What this fight over bulbs really says about power

Illinois presents its bulb crackdown as a climate necessity, and it is true that lighting technology needed to move beyond the wasteful glow of the 20th century. Still, the rollout has the familiar feel of a top-down script: experts decide, lobbyists bargain, legislators vote, and everyone else finds a notice stuck to a shelf. Households and small business owners are then treated as either responsible green citizens or stubborn hold-outs - judged largely by what sort of bulb they can afford this month.

There is a reason “green elites” keeps surfacing in conversations about this law. The loudest supporters often live in homes already modernised years ago, or work in newly refurbished offices where someone else chose the lighting plan. For them, the incandescent bulbs debate is largely symbolic - a small step towards a decarbonised future. For a family in Rockford weighing up a bulk pack of cheap, newly restricted bulbs bought online versus a few costly LEDs from the local store, it is not symbolic in the slightest.
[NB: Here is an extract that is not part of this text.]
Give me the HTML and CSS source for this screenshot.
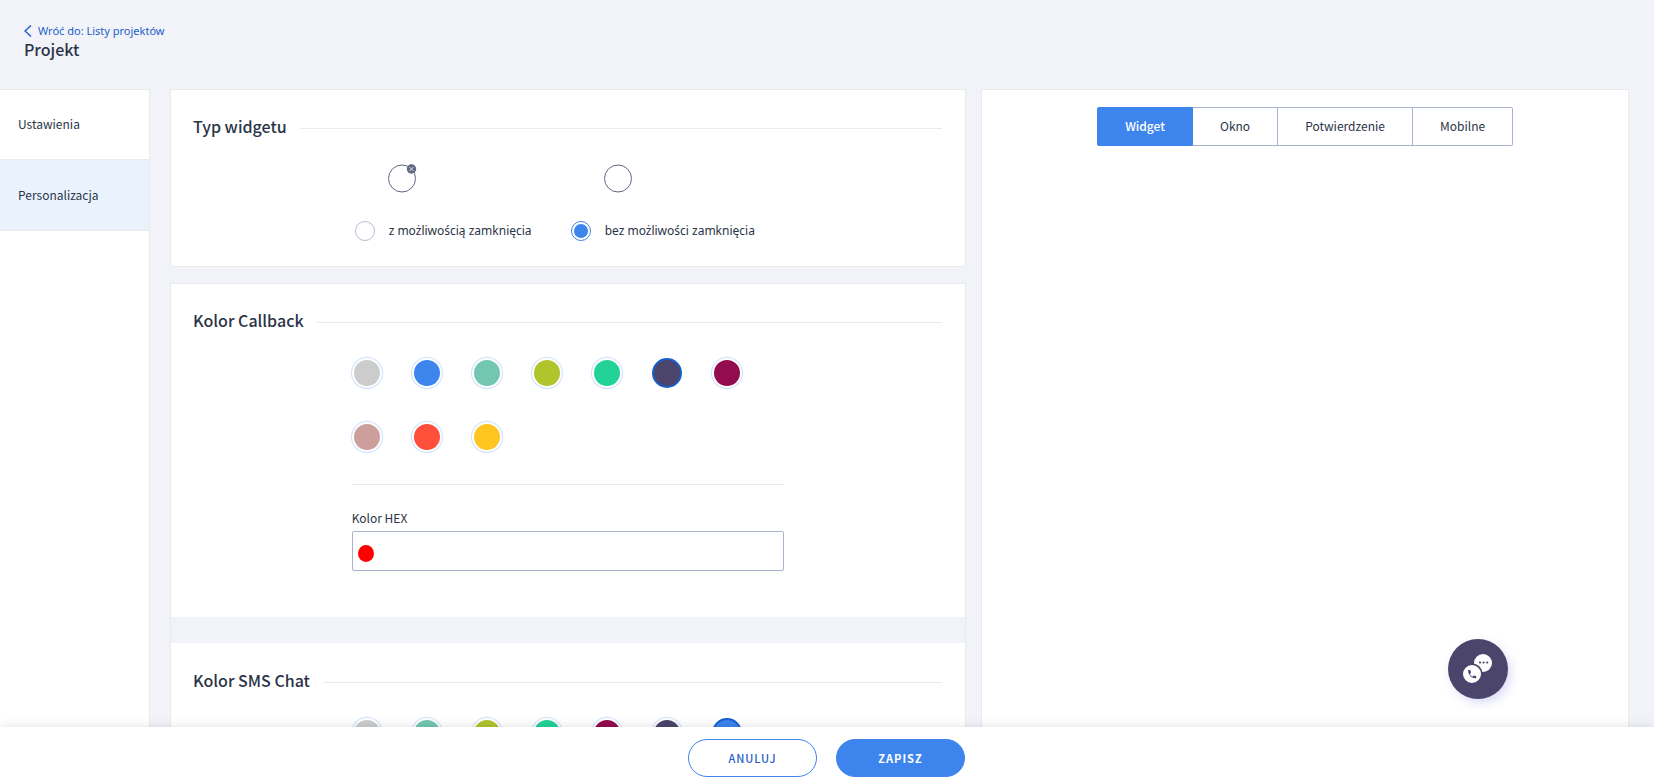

The irony is that the underlying aims might have landed better with more humility and less finger-wagging. Imagine a different story: not a ban, but a partnership - substantial subsidies for the first wave of replacements, mobile teams helping retrofit independent shops, and transparent public reporting showing where the savings actually appear on real bills. Instead, the version spreading across kitchen tables and shop counters is simpler, and harsher: the rules changed to satisfy a green lobby, and the cost landed in our hands.

You will not see that sentiment on an emissions chart. You will see it at the ballot box, at the till, and in the quiet, stubborn choices people make when they click “add to cart” on a box of bulbs that - technically - should no longer be available.
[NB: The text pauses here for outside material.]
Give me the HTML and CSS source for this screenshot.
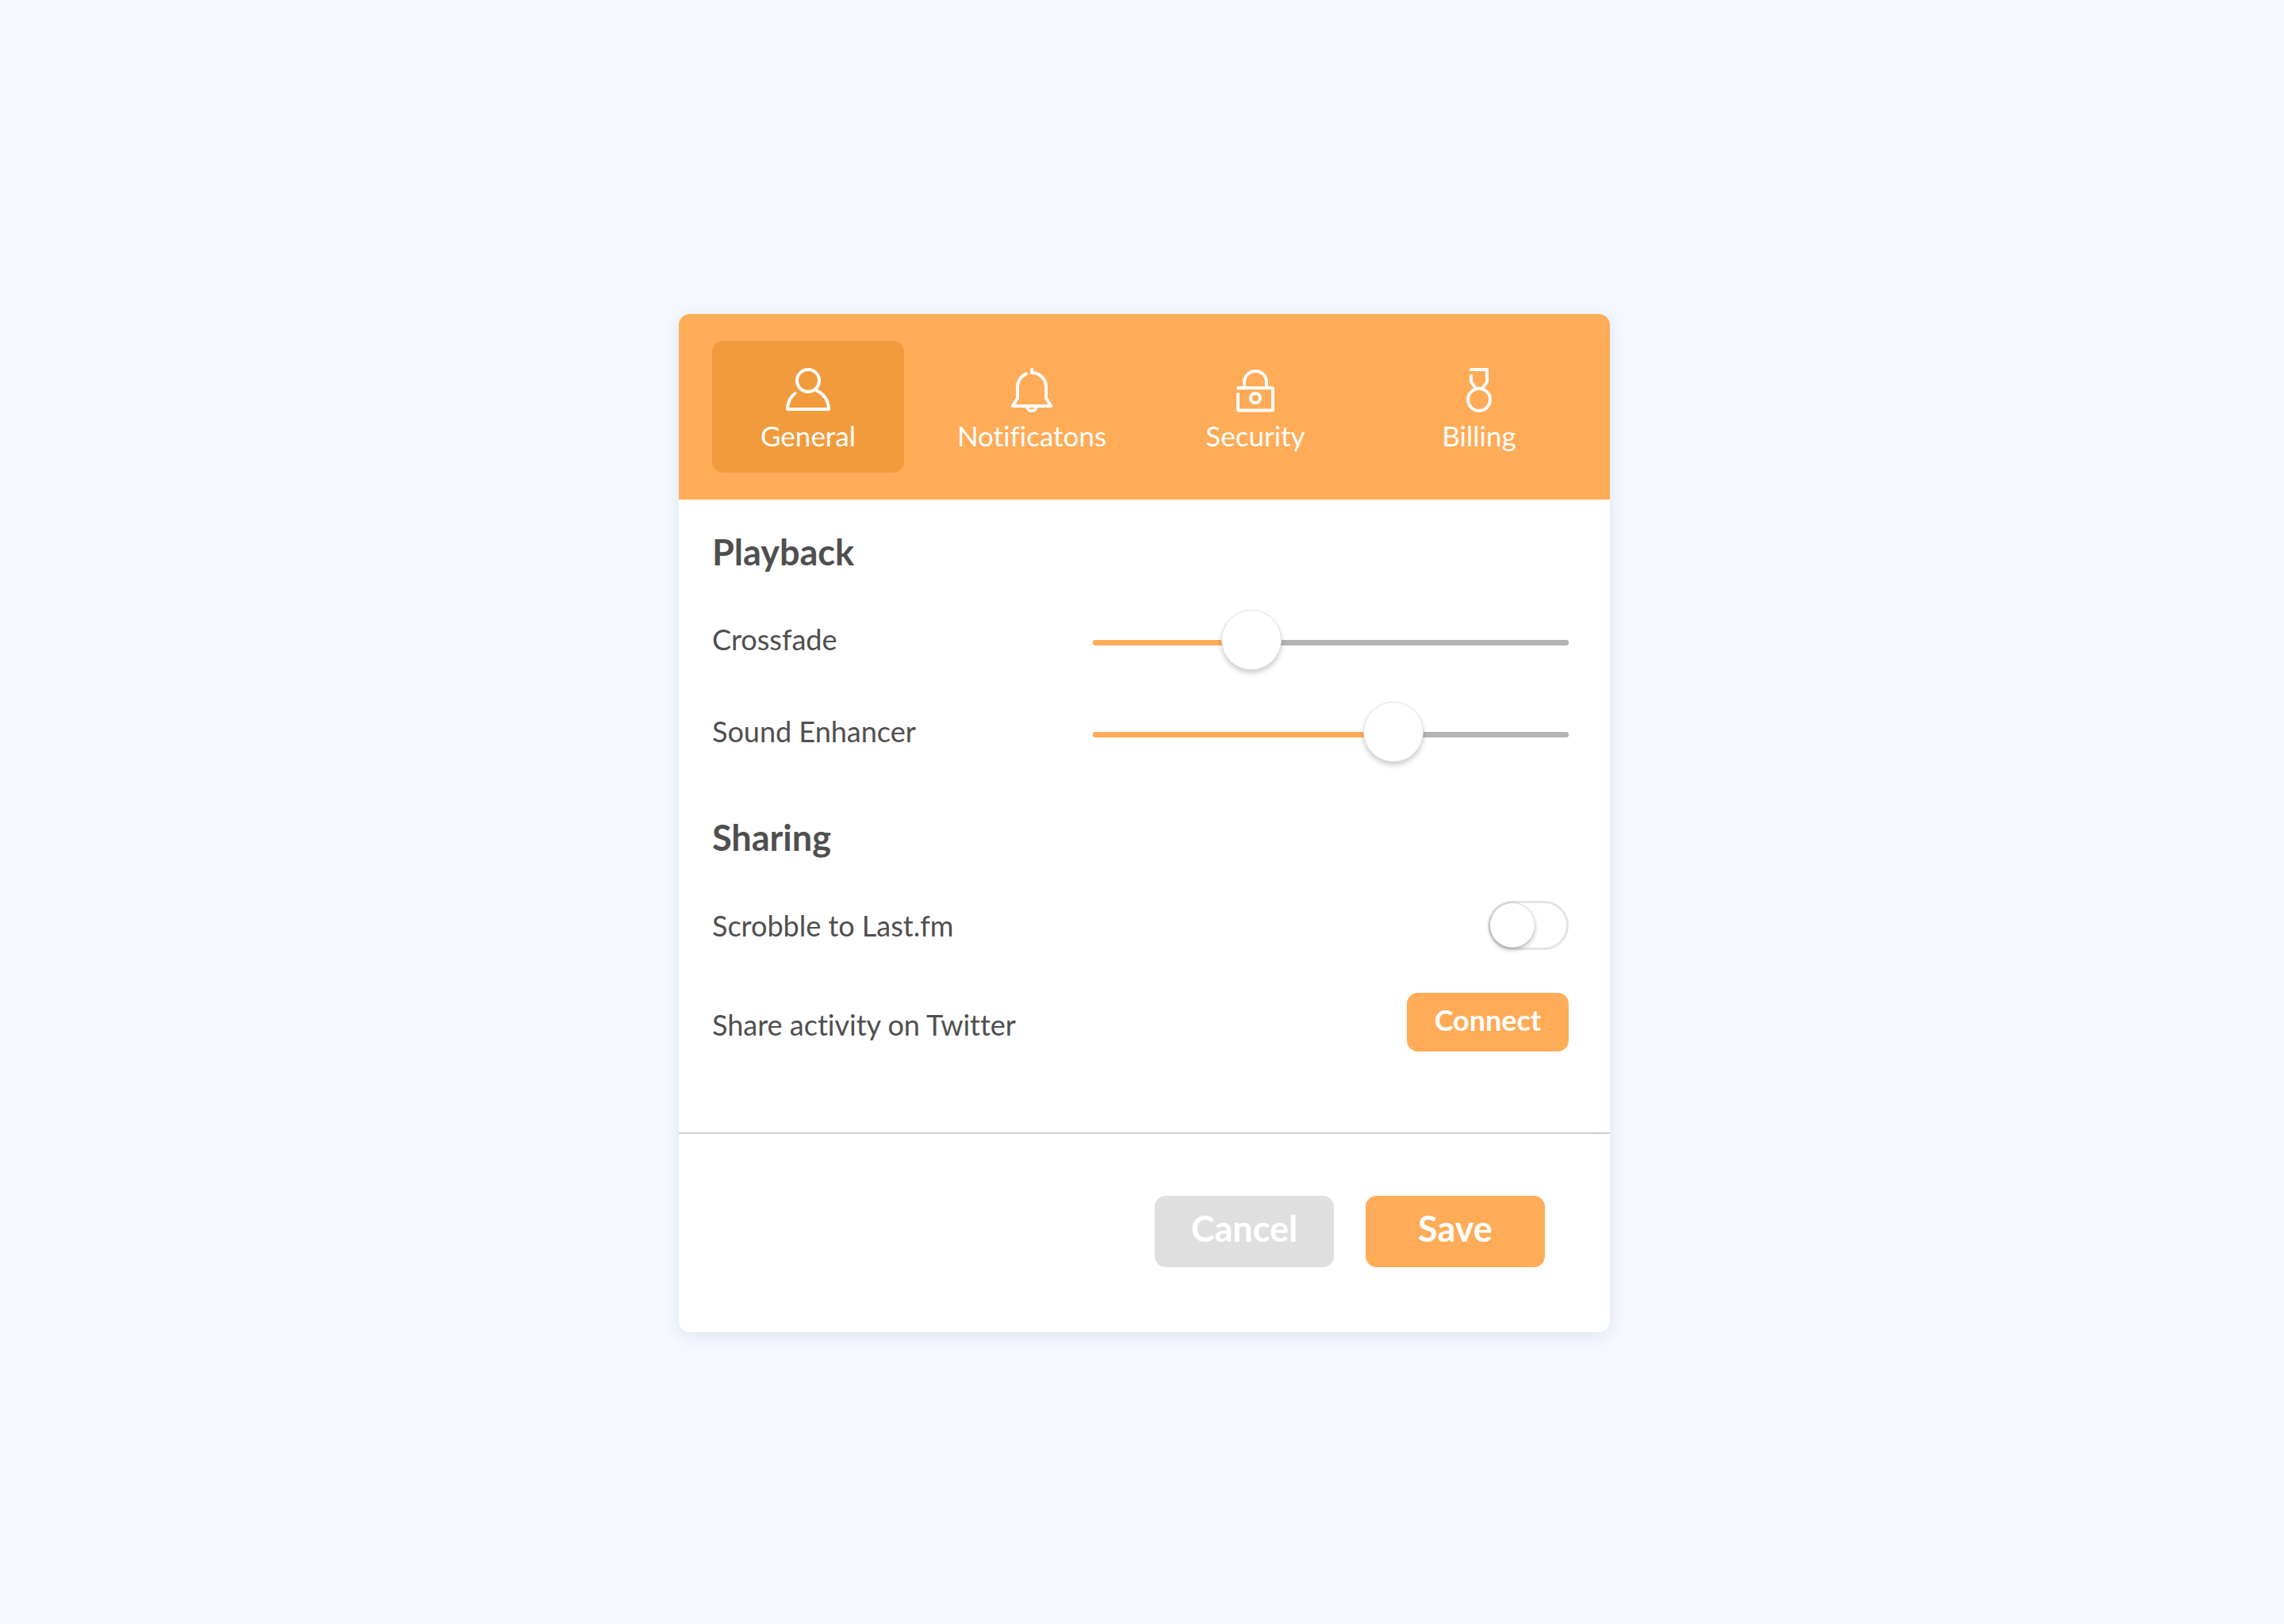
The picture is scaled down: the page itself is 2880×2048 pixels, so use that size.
FILE: index.html
```html
<!DOCTYPE html>
<html lang="en">
<head>
  <meta charset="utf-8">
  <meta name="viewport" content="width=device-width, initial-scale=1">
  <title>Settings</title>
  <link rel="stylesheet" href="styles.css">
</head>
<body>
  <main class="page">
    <form class="card">
      <nav class="tabs" role="tablist">
        <button class="tab tab--active" type="button" role="tab" aria-selected="true">
          <svg class="tab__icon" viewBox="0 0 56 56" aria-hidden="true">
            <circle cx="28" cy="16" r="14"/>
            <path d="M11.5 32A26 26 0 0 0 2 52H54A26 26 0 0 0 38.5 28.3"/>
          </svg>
          General
        </button>
        <button class="tab" type="button" role="tab" aria-selected="false">
          <svg class="tab__icon" viewBox="0 0 56 56" aria-hidden="true">
            <path d="M28 2V6A18 18 0 0 1 46 24V38L52 48H4L10 38V24A18 18 0 0 1 21 7.4"/>
            <path d="M22 48A6 6 0 0 0 34 48"/>
          </svg>
          Notificatons
        </button>
        <button class="tab" type="button" role="tab" aria-selected="false">
          <svg class="tab__icon" viewBox="0 0 56 56" aria-hidden="true">
            <path d="M6 25.3H50V53.5H6V33"/>
            <path d="M14 25V18A14 14 0 0 1 42 18V25"/>
            <circle cx="28" cy="38" r="6"/>
          </svg>
          Security
        </button>
        <button class="tab" type="button" role="tab" aria-selected="false">
          <svg class="tab__icon" viewBox="0 0 56 56" aria-hidden="true">
            <path d="M18 2H38V17.7L32 26M18 10V17.7L24 26"/>
            <circle cx="28" cy="40" r="14"/>
          </svg>
          Billing
        </button>
      </nav>

      <div class="content">
        <section class="group group--sliders">
          <h2 class="group__title">Playback</h2>
          <div class="row">
            <label class="row__label" for="crossfade">Crossfade</label>
            <input class="slider" id="crossfade" type="range" min="0" max="100" step="1" value="31" style="--value: 31">
          </div>
          <div class="row">
            <label class="row__label" for="enhancer">Sound Enhancer</label>
            <input class="slider" id="enhancer" type="range" min="0" max="100" step="1" value="65" style="--value: 65">
          </div>
        </section>

        <section class="group group--sharing">
          <h2 class="group__title">Sharing</h2>
          <div class="row">
            <label class="row__label" for="scrobble">Scrobble to Last.fm</label>
            <input class="switch" id="scrobble" type="checkbox" role="switch">
          </div>
          <div class="row">
            <label class="row__label" for="twitter">Share activity on Twitter</label>
            <button class="button button--small" id="twitter" type="button">Connect</button>
          </div>
        </section>
      </div>

      <footer class="actions">
        <button class="button button--muted" type="reset">Cancel</button>
        <button class="button" type="submit">Save</button>
      </footer>
    </form>
  </main>
</body>
</html>
```

FILE: styles.css
```css
:root {
  --accent: #ffab57;
  --accent-dark: #f29b3c;
  --track: #b4b4b4;
  --text: #4f4f4f;
  --radius: 14px;
}

*,
*::before {
  box-sizing: border-box;
}

body {
  margin: 0;
  background: #f5f8ff;
  color: var(--text);
  font: 400 36px/44px Lato, "Open Sans", sans-serif;
  font-variant-ligatures: none;
}

button {
  border: 0;
  font: inherit;
  cursor: pointer;
}

.page {
  display: grid;
  align-items: center;
  justify-items: center;
  min-height: 100vh;
  padding: 28px 0 0 6px;
}

.card {
  width: 100%;
  max-width: 1174px;
  overflow: hidden;
  border-radius: var(--radius);
  background: #fff;
  box-shadow: 0 4px 20px rgba(40, 50, 90, 0.1);
}

/* Tabs */

.tabs {
  display: grid;
  grid-template-columns: repeat(4, 1fr);
  gap: 40px;
  padding: 34px 44px 34px 42px;
  background: var(--accent);
}

.tab {
  display: flex;
  flex-direction: column;
  align-items: center;
  gap: 7px;
  padding: 34px 0 25px;
  border-radius: var(--radius);
  background: none;
  color: #fff;
  font-size: 35px;
}

.tab--active {
  background: var(--accent-dark);
}

.tab__icon {
  width: 56px;
  height: 56px;
  overflow: visible;
  fill: none;
  stroke: currentColor;
  stroke-width: 4;
  stroke-linecap: round;
  stroke-linejoin: round;
}

/* Settings */

.content {
  display: grid;
  gap: 64px;
  padding: 40px 52px 96px 42px;
}

.group {
  display: grid;
}

.group--sliders {
  row-gap: 36px;
}

.group--sharing {
  row-gap: 46px;
}

.group__title {
  margin: 0 0 12px;
  font-size: 45px;
  font-weight: 700;
  line-height: 52px;
}

.group--sharing .group__title {
  margin-bottom: 0;
}

.row {
  display: flex;
  align-items: center;
  justify-content: space-between;
  min-height: 80px;
}

.group--sharing .row:first-of-type {
  min-height: 78px;
}

.group--sliders .row__label {
  padding-bottom: 8px;
}

.slider {
  flex: 0 1 600px;
  height: 80px;
  margin: 0;
  appearance: none;
  background: none;
}

.slider::-webkit-slider-runnable-track {
  height: 7px;
  border-radius: 3px;
  background:
    linear-gradient(var(--accent), var(--accent)) 0 0 / calc(38px + (100% - 76px) * var(--value) / 100) 100% no-repeat,
    var(--track);
}

.slider::-webkit-slider-thumb {
  width: 76px;
  height: 76px;
  margin-top: -38px;
  appearance: none;
  border: 1px solid #e2e2e2;
  border-radius: 50%;
  background: #fff;
  box-shadow: 0 4px 6px rgba(0, 0, 0, 0.2);
}

.switch {
  width: 102px;
  height: 62px;
  margin: 0;
  appearance: none;
  border: 3px solid #e5e5e5;
  border-radius: 31px;
  background: #fff;
}

.switch::before {
  content: "";
  display: block;
  width: 56px;
  height: 56px;
  border-radius: 50%;
  background: #fff;
  box-shadow: 0 0 1px 1px rgba(0, 0, 0, 0.1), 0 3px 6px rgba(0, 0, 0, 0.25);
}

.switch:checked::before {
  margin-left: auto;
}

/* Buttons */

.button {
  width: 226px;
  height: 90px;
  padding: 0 0 8px;
  border-radius: var(--radius);
  background: var(--accent);
  color: #fff;
  font-size: 45px;
  font-weight: 700;
}

.button--small {
  align-self: flex-start;
  width: 204px;
  height: 74px;
  padding-bottom: 6px;
  font-size: 36px;
}

.button--muted {
  background: #dfdfdf;
}

.actions {
  display: flex;
  justify-content: flex-end;
  gap: 40px;
  padding: 78px 82px 82px;
  border-top: 2px solid #cdcdcd;
}
```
Key point Details Why it matters to readers
Incandescents are effectively off the shelves Most Illinois retailers have stopped stocking standard incandescent bulbs that fail the new efficiency rules, even if some remaining stock lingers in storerooms or online. Anyone searching for the “old” bulbs now runs into higher prices and fewer options. Households that relied on cheap multipacks are abruptly pushed into a tighter, pricier market, forcing faster decisions about switching to LED or hunting for grey-area supply.
Up-front costs hit small shops hardest Relighting a small shop can cost anywhere from a few hundred to several thousand dollars once fittings, bulbs and labour are included. Rebates exist, but forms, audits and waiting periods can create delays and cash-flow strain. Owners operating on thin margins must juggle upgrades alongside rent and payroll, turning a supposedly simple bulb rule into a genuine operational headache.
Smart phasing beats “rip-and-replace” Prioritising lights that run 6–12 hours a day (kitchens, shop aisles, exterior signs) often repays LED costs within a year or two, while rarely used fittings can be left for later with little financial downside. Readers can avoid a large one-off expense and still cut bills by sequencing changes rather than feeling forced into an immediate full refit.

FAQ

  • Are all incandescent bulbs now illegal in Illinois? No. The rule focuses on common general-service incandescents that fail efficiency standards - which covers most classic household bulbs. Some specialist products (such as appliance bulbs, certain decorative types and specific industrial lamps) can still be sold, but that category is shrinking.
  • Will my old bulbs be confiscated or will I be fined? No one is coming to inspect the lamps in your living room. The restrictions apply to what retailers can sell, not what you already own and use. The pressure is indirect: as supplies dry up and prices rise, sticking with older bulbs becomes less practical, not legally dangerous.
  • Do LEDs really save enough money to justify the higher price? In rooms where lights are on for several hours a day, yes - the savings accumulate. Replacing a 60-watt incandescent with a 9-watt LED can cut the cost of lighting that fitting by roughly 80%, and LEDs often last for years rather than months, reducing last-minute dashes to the shop.
  • What can small businesses do if they cannot afford a full lighting upgrade? Begin with the most-used bulbs and any that shape how products look - such as display cases or front windows. Then ask your utility about targeted rebates and on-bill financing, which spreads costs across future electricity bills rather than demanding a large upfront payment.
  • Is this bulb policy really about helping the climate or about politics? The efficiency improvements are real and, at scale, they reduce emissions over time. At the same time, the way the rule was designed and communicated involves political choices about who pays, who receives credit, and whose comfort is treated as negotiable.

The argument over light bulbs in Illinois seems trivial next to storms, wildfires and the frightening graphs in climate reports. Yet it is exactly in rules like this that big ideas collide with everyday kitchens and cash registers - which is why reactions are so charged. When the state rewrites the rules for something as ordinary as how a bedroom or diner counter is lit, the measurement is not only carbon. It is dignity, agency and the quiet right to shape your own space.

Some people will welcome the new glow, accepting the initial sting in exchange for smaller bills and cleaner consciences later on. Others will feel pushed rather than persuaded and will quietly stockpile from out-of-state websites. The real question hovering over this shift is not only how many tonnes of emissions are shaved off the grid, but whether people are treated like partners or suspects in the effort. What comes next - how cities enforce the rules, how utilities support upgrades, and how neighbours share workarounds - will decide whether this bulb ban becomes a stepping stone or just another story families tell about being left in the dark by people who never once asked what the light felt like in the first place.